Your goal: Write out the listing, please, but only from its first line through the line containing "const MONTHS = ['novembro', 'dezembro', 'janeiro', 'fevereiro']", exactly as given and without pictures.

Recorded information:
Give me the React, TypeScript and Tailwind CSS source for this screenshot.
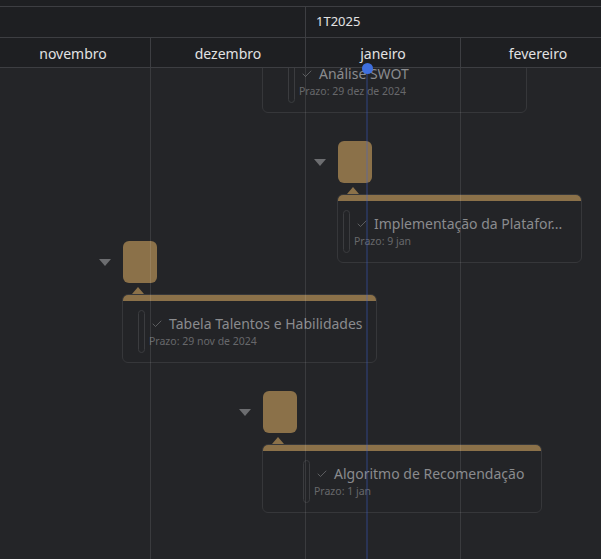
import { Check } from 'lucide-react'

type Task = {
  title: string
  due: string
  left: number
  top: number
  width: number
  inset: number
}

const TASKS: Task[] = [
  { title: 'Análise SWOT', due: 'Prazo: 29 dez de 2024', left: 262, top: -24, width: 265, inset: 25 },
  { title: 'Implementação da Platafor...', due: 'Prazo: 9 jan', left: 337, top: 126, width: 245, inset: 5 },
  { title: 'Tabela Talentos e Habilidades', due: 'Prazo: 29 nov de 2024', left: 122, top: 226, width: 255, inset: 15 },
  { title: 'Algoritmo de Recomendação', due: 'Prazo: 1 jan', left: 262, top: 376, width: 280, inset: 40 }
]

const MONTHS = ['novembro', 'dezembro', 'janeiro', 'fevereiro']

const TaskCard = ({ task }: { task: Task }): React.ReactElement => (
  <div className="absolute" style={{ left: task.left, top: task.top, width: task.width }}>
    {/* collapse caret */}
    <div className="absolute left-[-23px] top-[-35px] w-0 h-0 border-l-[6px] border-r-[6px] border-t-[7px] border-l-transparent border-r-transparent border-t-[#6c6d70]" />
    {/* milestone square */}
    <div className="absolute left-px top-[-53px] w-[34px] h-[42px] rounded-[6px] bg-[#8b7149]" />
    <div className="absolute left-[10px] top-[-7px] w-0 h-0 border-l-[6px] border-r-[6px] border-b-[7px] border-l-transparent border-r-transparent border-b-[#8b7149]" />
    <div className="h-[69px] rounded-md border border-[#36373a] overflow-hidden bg-[#232427]">
      <div className="h-[6px] bg-[#8b7149]" />
      <div className="flex pt-[9px]" style={{ paddingLeft: task.inset }}>
        <div className="w-[7px] h-[43px] rounded-full border border-[#3b3c3f] shrink-0" />
        <div className="ml-[4px] mt-[5px] flex flex-col min-w-0">
          <div className="flex items-center pl-[2px] h-[18px]">
            <Check size={12} strokeWidth={1.5} className="text-[#6f7073] shrink-0" />
            <span className="ml-[6px] text-[14px] leading-[18px] text-[#8a8b8e] whitespace-nowrap">
              {task.title}
            </span>
          </div>
          <span className="mt-px text-[10.5px] leading-[14px] text-[#67686b] whitespace-nowrap">{task.due}</span>
        </div>
      </div>
    </div>
  </div>
)

export default function App(): React.ReactElement {
  return (
    <div
      className="relative w-[601px] h-[559px] overflow-hidden bg-[#242528] flex flex-col"
      style={{ fontFamily: '"Noto Sans", "Open Sans", sans-serif' }}
    >
      {/* timeline header */}
      <div className="shrink-0 bg-[#1e1f22] text-[#e2e2e3] z-10">
        <div className="h-[7px] border-b border-[#3d3e42]" />
        <div className="flex h-[31px] border-b border-[#3d3e42] ml-[-4px]">
          <div className="w-[310px] shrink-0 border-r border-[#3d3e42]" />
          <div className="flex items-center pl-[10px] text-[13px]">1T2025</div>
        </div>
        <div className="flex h-[30px] border-b border-[#3d3e42] ml-[-4px]">
          {MONTHS.map((m) => (
            <div
              key={m}
              className="w-[155px] shrink-0 border-r border-[#3d3e42] flex items-center justify-center text-[14px] pt-px"
            >
              {m}
            </div>
          ))}
        </div>
      </div>

      {/* gantt canvas */}
      <div className="relative flex-1 overflow-hidden">
        {TASKS.map((t) => (
          <TaskCard key={t.title} task={t} />
        ))}
        {/* column lines */}
        <div className="absolute inset-0 flex ml-[-4px] pointer-events-none">
          {MONTHS.map((m) => (
            <div key={m} className="w-[155px] shrink-0 border-r border-white/10" />
          ))}
        </div>
        {/* today marker */}
        <div className="absolute left-[366px] top-0 bottom-0 w-[2px] bg-[#3b64dc]/25 pointer-events-none" />
      </div>
      <div className="absolute left-[362px] top-[63px] w-[11px] h-[11px] rounded-full bg-[#3f6fdf] z-20" />
    </div>
  )
}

Exercise answer:
Give me the React, TypeScript and Tailwind CSS source for this screenshot.
import { Check } from 'lucide-react'

type Task = {
  title: string
  due: string
  left: number
  top: number
  width: number
  inset: number
}

const TASKS: Task[] = [
  { title: 'Análise SWOT', due: 'Prazo: 29 dez de 2024', left: 262, top: -24, width: 265, inset: 25 },
  { title: 'Implementação da Platafor...', due: 'Prazo: 9 jan', left: 337, top: 126, width: 245, inset: 5 },
  { title: 'Tabela Talentos e Habilidades', due: 'Prazo: 29 nov de 2024', left: 122, top: 226, width: 255, inset: 15 },
  { title: 'Algoritmo de Recomendação', due: 'Prazo: 1 jan', left: 262, top: 376, width: 280, inset: 40 }
]

const MONTHS = ['novembro', 'dezembro', 'janeiro', 'fevereiro']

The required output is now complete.